**MATERIAL SUPPLIED**
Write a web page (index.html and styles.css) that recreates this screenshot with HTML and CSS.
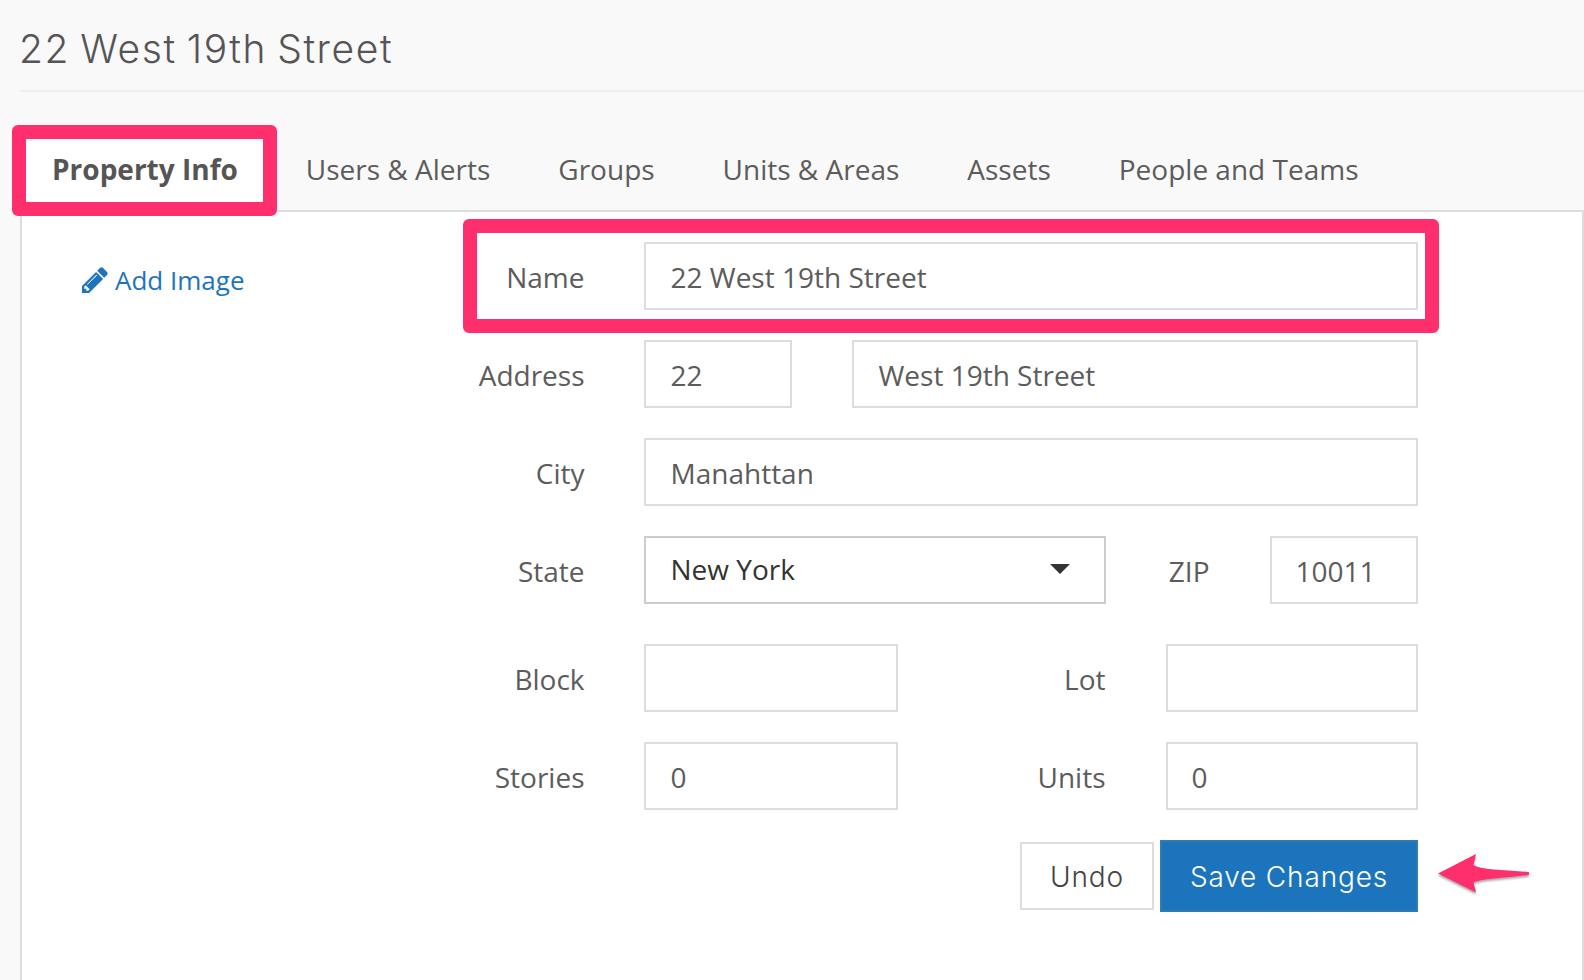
FILE: index.html
```html
<!DOCTYPE html>
<html lang="en">
<head>
<meta charset="utf-8">
<title>22 West 19th Street</title>
<link rel="stylesheet" href="styles.css">
</head>
<body>
<div class="page">
  <header class="page-header"><h1 class="title">22 West 19th Street</h1></header>
  <nav class="tabs">
    <a class="tab tab-active">Property Info</a>
    <a class="tab">Users &amp; Alerts</a>
    <a class="tab">Groups</a>
    <a class="tab">Units &amp; Areas</a>
    <a class="tab">Assets</a>
    <a class="tab">People and Teams</a>
  </nav>
  <main class="panel">
    <aside class="side">
      <a class="add-image">
        <svg class="pencil" viewBox="0 0 1536 1536"><path fill="currentColor" d="M363 1408l91-91-235-235-91 91v107h128v128h107zM886 480q0-22-22-22-10 0-17 7l-542 542q-7 7-7 17 0 22 22 22 10 0 17-7l542-542q7-7 7-17zM832 288l416 416-832 832h-416v-416zM1515 384q0 53-37 90l-166 166-416-416 166-165q36-38 90-38 53 0 91 38l235 234q37 39 37 91z"/></svg>
        <span>Add Image</span>
      </a>
    </aside>
    <form class="form">
      <div class="row"><label class="label">Name</label><input class="field grow" value="22 West 19th Street"></div>
      <div class="row"><label class="label">Address</label><input class="field small" value="22"><input class="field grow street" value="West 19th Street"></div>
      <div class="row"><label class="label">City</label><input class="field grow" value="Manahttan"></div>
      <div class="row row-state"><label class="label">State</label><div class="select"><span>New York</span><i class="caret"></i></div><label class="label label-zip">ZIP</label><input class="field small field-zip" value="10011"></div>
      <div class="row"><label class="label">Block</label><input class="field medium"><label class="label label-second">Lot</label><input class="field grow"></div>
      <div class="row"><label class="label">Stories</label><input class="field medium" value="0"><label class="label label-second">Units</label><input class="field grow field-units" value="0"></div>
      <div class="actions"><button type="button" class="btn">Undo</button><button type="button" class="btn btn-primary">Save Changes</button></div>
    </form>
  </main>
  <div class="mark mark-tab"></div>
  <div class="mark mark-name"></div>
  <svg class="arrow" viewBox="0 0 104 52"><path fill="#ff2f6d" d="M4 25.500L42 6L39.500 17Q44 20 60 21.500Q78 22.500 94.500 24Q96 25.500 94.500 27Q78 28.500 60 30.500Q44 32 39.500 34.500L42 44.500Z"/></svg>
</div>
</body>
</html>
```

FILE: styles.css
```css
* { box-sizing: border-box; }
body { margin: 0; background: #f9f9f9; color: #58595b; font: 28px/38px "Open Sans", "Noto Sans", sans-serif; overflow: hidden; }
.page { position: relative; height: 980px; padding-left: 20px; display: flex; flex-direction: column; overflow: hidden; }
.page-header { height: 92px; border-bottom: 2px solid #eee; padding-top: 24px; flex: none; }
.title { margin: 0 0 0 -1px; font: 300 39px/50px Inter, sans-serif; letter-spacing: 1.6px; word-spacing: -2.500px; color: #555; white-space: nowrap; }
.tabs { display: flex; gap: 4px; height: 118px; padding-top: 36px; flex: none; }
.tab { padding: 20px 30px 0; border: 2px solid transparent; border-bottom: 0; height: 84px; color: #5c5c5c; white-space: nowrap; }
.tab-active { background: #fff; border-color: #ddd; font-weight: 700; color: #555; height: 84px; position: relative; z-index: 1; }
.panel { height: 800px; flex: none; background: #fff; border: 2px solid #ddd; display: flex; padding-top: 30px; }
.side { width: 440px; padding: 20px 0 0 60px; flex: none; }
.add-image { display: flex; align-items: center; gap: 7px; color: #1c75bc; font-size: 26px; line-height: 36px; }
.pencil { width: 26px; height: 26px; }
.form { width: 956px; flex: none; }
.row { display: flex; height: 68px; margin-bottom: 30px; }
.row-state { margin-bottom: 40px; }
.label { width: 122.500px; margin-right: 59.500px; padding-top: 16px; text-align: right; color: #5c5c5c; flex: none; }
.field { height: 68px; min-width: 0; margin: 0; padding: 2px 24.500px 0; border: 2px solid #ddd; border-radius: 0; background: #fff; color: #5c5c5c; font: inherit; outline: 0; }
.grow { flex: 1; }
.small { width: 148px; flex: none; }
.medium { width: 254px; flex: none; }
.street { margin-left: 60px; }
.field-units, .field-zip { padding-left: 23.500px; }
.select { width: 462px; border: 2px solid #ccc; padding: 12px 34px 0 24.500px; color: #333; display: flex; justify-content: space-between; flex: none; }
.caret { border: 10px solid transparent; border-top-color: #333; border-bottom: 0; height: 10px; margin-top: 14px; }
.label-zip { width: 103.500px; margin-right: 60.500px; }
.label-second { width: 207.500px; margin-right: 60.500px; }
.actions { display: flex; justify-content: flex-end; align-items: center; gap: 6px; height: 72px; }
.btn { width: 134px; height: 68px; padding: 1px 0 0; border: 2px solid #ddd; background: #fff; color: #444; font: 300 28px/38px Inter, sans-serif; letter-spacing: 0.85px; white-space: nowrap; }
.btn-primary { width: 258px; height: 72px; background: #1c75bc; border-color: #2f7cb2; color: #fff; }
.mark { position: absolute; border: 14px solid #ff2f6d; border-radius: 6px; z-index: 2; }
.mark-tab { left: 12px; top: 125px; width: 265px; height: 91px; }
.mark-name { left: 463px; top: 218.500px; width: 976px; height: 114.500px; }
.arrow { position: absolute; left: 1434px; top: 848px; width: 104px; height: 52px; filter: drop-shadow(0 2px 1px rgba(0,0,0,.35)); }
```
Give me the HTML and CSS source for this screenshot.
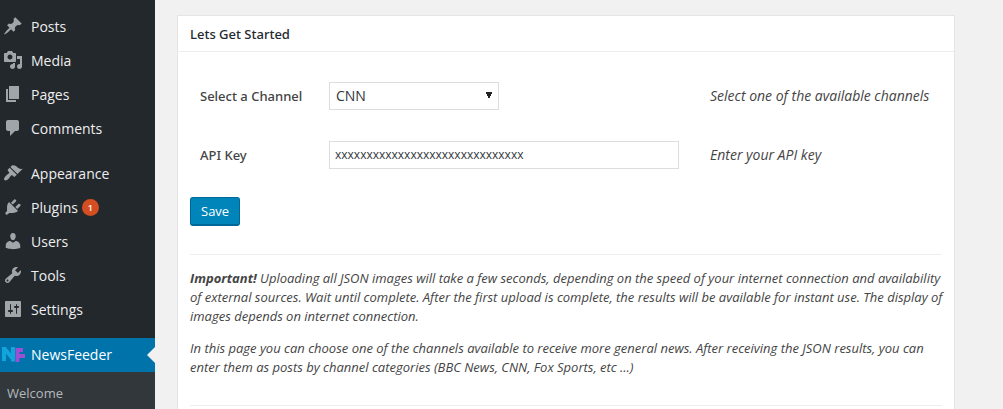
FILE: index.html
```html
<!DOCTYPE html>
<html lang="en">
<head>
<meta charset="utf-8">
<title>NewsFeeder</title>
<link rel="stylesheet" href="styles.css">
</head>
<body>
<div class="layout">
  <nav class="sidebar" aria-label="Main menu">
    <ul class="menu">
      <li><a class="menu-link" href="#"><svg class="icon" viewBox="0 0 20 20" aria-hidden="true"><path d="M10.44 3.02l1.82-1.82 6.36 6.35-1.83 1.82c-1.05-.68-2.48-.57-3.41.36l-.75.75c-.92.93-1.04 2.35-.35 3.41l-1.83 1.82-2.41-2.41-2.8 2.79c-.42.42-3.38 2.71-3.8 2.29s1.86-3.39 2.28-3.81l2.79-2.79L4.1 9.36l1.83-1.82c1.05.69 2.48.57 3.4-.36l.75-.75c.93-.92 1.05-2.35.36-3.41z"/></svg>Posts</a></li>
      <li><a class="menu-link" href="#"><svg class="icon" viewBox="0 0 20 20" aria-hidden="true"><path d="M13 11V4c0-.55-.45-1-1-1h-1.67L9 1H5L3.67 3H2c-.55 0-1 .45-1 1v7c0 .55.45 1 1 1h10c.55 0 1-.45 1-1zM7 4.5c1.38 0 2.5 1.12 2.5 2.5S8.38 9.5 7 9.5 4.5 8.38 4.5 7 5.62 4.5 7 4.5zM14 6h5v10.5c0 1.38-1.12 2.5-2.5 2.5S14 17.88 14 16.5s1.12-2.5 2.5-2.5c.17 0 .34.02.5.05V9h-3V6zm-4 8.05V13h2v3.5c0 1.38-1.12 2.5-2.5 2.5S7 17.88 7 16.5 8.12 14 9.5 14c.17 0 .34.02.5.05z"/></svg>Media</a></li>
      <li><a class="menu-link" href="#"><svg class="icon" viewBox="0 0 20 20" aria-hidden="true"><path d="M6 15V2h10v13H6zm-1 1h8v2H3V5h2v11z"/></svg>Pages</a></li>
      <li><a class="menu-link" href="#"><svg class="icon" viewBox="0 0 20 20" aria-hidden="true"><path d="M5 2h9c1.100 0 2 .9 2 2v7c0 1.100-.9 2-2 2h-2l-5 5v-5H5c-1.100 0-2-.9-2-2V4c0-1.100.9-2 2-2z"/></svg>Comments</a></li>
    </ul>
    <ul class="menu">
      <li><a class="menu-link" href="#"><svg class="icon" viewBox="0 0 20 20" aria-hidden="true"><path d="M14.48 11.06L7.41 3.99l1.5-1.5c.5-.56 2.3-.47 3.51.32 1.21.8 1.43 1.28 2.91 2.1 1.18.64 2.45 1.26 4.45.85zm-.71.71L6.7 4.7 4.93 6.47c-.39.39-.39 1.02 0 1.41l1.06 1.06c.39.39.39 1.03 0 1.42-.6.6-1.43 1.11-2.21 1.69-.35.26-.7.53-1.01.84C1.43 14.23.4 16.08 1.4 17.07c.99 1 2.84-.03 4.18-1.36.31-.31.58-.66.85-1.02.57-.78 1.08-1.61 1.69-2.21.39-.39 1.02-.39 1.41 0l1.06 1.06c.39.39 1.02.39 1.41 0z"/></svg>Appearance</a></li>
      <li><a class="menu-link" href="#"><svg class="icon" viewBox="0 0 20 20" aria-hidden="true"><path d="M13.11 4.36L9.87 7.6 8 5.73l3.24-3.24c.35-.34 1.05-.2 1.56.32.52.51.66 1.21.31 1.55zm-8 1.77l.91-1.12 9.01 9.01-1.19.84c-.71.71-2.63 1.16-3.82 1.16H6.14L4.9 17.26c-.59.59-1.54.59-2.12 0-.59-.58-.59-1.53 0-2.12l1.24-1.24v-3.88c0-1.13.4-3.19 1.09-3.89zm7.26 3.97l3.24-3.24c.34-.35 1.04-.21 1.55.31.52.51.66 1.21.31 1.55l-3.24 3.25z"/></svg>Plugins<span class="badge">1</span></a></li>
      <li><a class="menu-link" href="#"><svg class="icon" viewBox="0 0 20 20" aria-hidden="true"><path d="M10 9.25c-2.27 0-2.73-3.44-2.73-3.44C7 4.02 7.82 2 9.97 2c2.16 0 2.98 2.02 2.71 3.81 0 0-.41 3.44-2.68 3.44zm0 2.57L12.72 10c2.39 0 4.52 2.33 4.52 4.53v2.49s-3.65 1.13-7.24 1.13c-3.65 0-7.24-1.13-7.24-1.13v-2.49c0-2.25 1.94-4.48 4.47-4.48z"/></svg>Users</a></li>
      <li><a class="menu-link" href="#"><svg class="icon" viewBox="0 0 20 20" aria-hidden="true"><path d="M16.68 9.77c-1.34 1.34-3.3 1.67-4.95.99l-5.41 6.52c-.99.99-2.59.99-3.58 0s-.99-2.59 0-3.57l6.52-5.42c-.68-1.65-.35-3.61.99-4.95 1.28-1.28 3.12-1.62 4.72-1.06l-2.89 2.89 2.82 2.82 2.86-2.87c.53 1.58.18 3.39-1.08 4.65zM3.81 16.21c.4.39 1.04.39 1.43 0 .4-.4.4-1.04 0-1.43-.39-.4-1.03-.4-1.43 0-.39.39-.39 1.03 0 1.43z"/></svg>Tools</a></li>
      <li><a class="menu-link" href="#"><svg class="icon" viewBox="0 0 20 20" aria-hidden="true"><path d="M18 17V3c0-.6-.4-1-1-1H3c-.6 0-1 .4-1 1v14c0 .6.4 1 1 1h14c.6 0 1-.4 1-1zM8 11h1c.55 0 1 .45 1 1s-.45 1-1 1H8v1.5c0 .28-.22.5-.5.5s-.5-.22-.5-.5V13H6c-.55 0-1-.45-1-1s.45-1 1-1h1V5.5c0-.28.22-.5.5-.5s.5.22.5.5V11zm5-2h-1c-.55 0-1-.45-1-1s.45-1 1-1h1V5.5c0-.28.22-.5.5-.5s.5.22.5.5V7h1c.55 0 1 .45 1 1s-.45 1-1 1h-1v5.5c0 .28-.22.5-.5.5s-.5-.22-.5-.5V9z"/></svg>Settings</a></li>
    </ul>
    <ul class="menu">
      <li>
        <a class="menu-link current" href="#"><svg class="logo" viewBox="0 0 24 16" aria-hidden="true"><g fill="none" stroke-width="4"><path stroke="#10a5dc" d="M3 15V1M12 15.500V1M3 2L12 13"/><path stroke="#9b4fd3" d="M16.500 16V2M14.500 4H22M14.500 10H24"/></g></svg>NewsFeeder</a>
        <ul class="submenu"><li><a href="#">Welcome</a></li></ul>
      </li>
    </ul>
  </nav>
  <main class="content">
    <section class="card">
      <h2 class="card-title">Lets Get Started</h2>
      <form class="card-body">
        <table class="form-table">
          <tr>
            <th scope="row"><label for="channel">Select a Channel</label></th>
            <td class="field"><select class="control channel" id="channel"><option>CNN</option></select></td>
            <td class="hint">Select one of the available channels</td>
          </tr>
          <tr>
            <th scope="row"><label for="key">API Key</label></th>
            <td class="field"><input class="control key" id="key" type="text" value="xxxxxxxxxxxxxxxxxxxxxxxxxxxxxx"></td>
            <td class="hint">Enter your API key</td>
          </tr>
        </table>
        <button class="save" type="button">Save</button>
        <hr>
        <div class="notes">
          <p><strong>Important!</strong> Uploading all JSON images will take a few seconds, depending on the speed of your internet connection and availability of external sources. Wait until complete. After the first upload is complete, the results will be available for instant use. The display of images depends on internet connection.</p>
          <p>In this page you can choose one of the channels available to receive more general news. After receiving the JSON results, you can enter them as posts by channel categories (BBC News, CNN, Fox Sports, etc ...)</p>
        </div>
        <hr>
      </form>
    </section>
  </main>
</div>
</body>
</html>
```
FILE: styles.css
```css
* { box-sizing: border-box; }
body {
  margin: 0;
  background: #f1f1f1;
  color: #444;
  font: 13px/19px "Open Sans", "Noto Sans", sans-serif;
  overflow: hidden;
}
.layout { display: flex; height: 100vh; }
.sidebar {
  flex: 0 0 155px;
  display: flex;
  flex-direction: column;
  gap: 11px;
  padding-top: 10px;
  background: #23282d;
}
ul { margin: 0; padding: 0; list-style: none; }
.menu:last-child { flex: 1; background: #32373c; }
.menu-link {
  position: relative;
  display: flex;
  align-items: center;
  height: 34px;
  padding-bottom: 2px;
  color: #eee;
  font-size: 14px;
  text-decoration: none;
}
.icon {
  width: 20px;
  height: 20px;
  margin: 0 8px 0 3px;
  fill: #a0a5aa;
}
.logo { width: 24px; height: 16px; margin: 0 6px 0 1px; }
.badge {
  width: 17px;
  height: 17px;
  margin-left: 4px;
  border-radius: 50%;
  background: #d54e21;
  color: #fff;
  font-size: 9px;
  font-weight: 600;
  line-height: 17px;
  text-align: center;
}
.current { background: #0073aa; color: #fff; }
.current::after {
  content: "";
  position: absolute;
  top: 9px;
  right: 0;
  border: 8px solid transparent;
  border-left-width: 0;
  border-right-color: #f1f1f1;
}
.submenu { padding: 12px 7px; }
.submenu a { color: #b4b9be; text-decoration: none; }
.content { flex: 1; min-width: 0; padding: 15px 48px 0 22px; }
.card { background: #fff; border: 1px solid #e5e5e5; }
.card-title {
  margin: 0;
  padding: 9px 12px 7px;
  border-bottom: 1px solid #eee;
  color: #23282d;
  font-family: "Noto Sans", "Open Sans", sans-serif;
  font-size: 13px;
  font-weight: 500;
}
.card-body { padding: 14px 12px; }
.form-table { width: 100%; border-collapse: collapse; }
.form-table tr { height: 59px; }
.form-table th {
  width: 129px;
  padding: 2px 10px 0;
  font-family: "Noto Sans", "Open Sans", sans-serif;
  font-weight: 500;
  text-align: left;
  white-space: nowrap;
}
.form-table td { padding: 0 10px; }
.form-table .field { width: 381px; }
.hint { font-size: 14px; font-style: italic; white-space: nowrap; }
.control {
  display: block;
  height: 28px;
  border: 1px solid #ddd;
  background-color: #fff;
  color: #32373c;
  font: inherit;
}
.channel {
  width: 170px;
  padding: 0 6px;
  appearance: none;
  font-size: 14px;
  background-image: conic-gradient(from -27deg at 50% 100%, #222 54deg, transparent 0);
  background-size: 8px 7px;
  background-position: right 5px center;
  background-repeat: no-repeat;
}
.key { width: 350px; padding: 0 5px; font-size: 12px; }
.save {
  display: block;
  height: 29px;
  margin: 13px 0 28px;
  padding: 0 10px;
  border: 1px solid #006799;
  border-bottom-width: 2px;
  border-radius: 3px;
  background: #0085ba;
  color: #fff;
  font: inherit;
}
hr { margin: 0; border: 0; border-top: 1px solid #eee; }
.notes { margin-right: -6px; padding: 14px 0 28px; font-style: italic; }
.notes p { margin: 0; }
.notes p + p { margin-top: 13px; }
```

**STATED PROBLEM**
Copy each line of the entries that includes the word "screenshot".

**EXPECTED ANSWER**
Write a web page (index.html and styles.css) that recreates this screenshot with HTML and CSS.
Give me the HTML and CSS source for this screenshot.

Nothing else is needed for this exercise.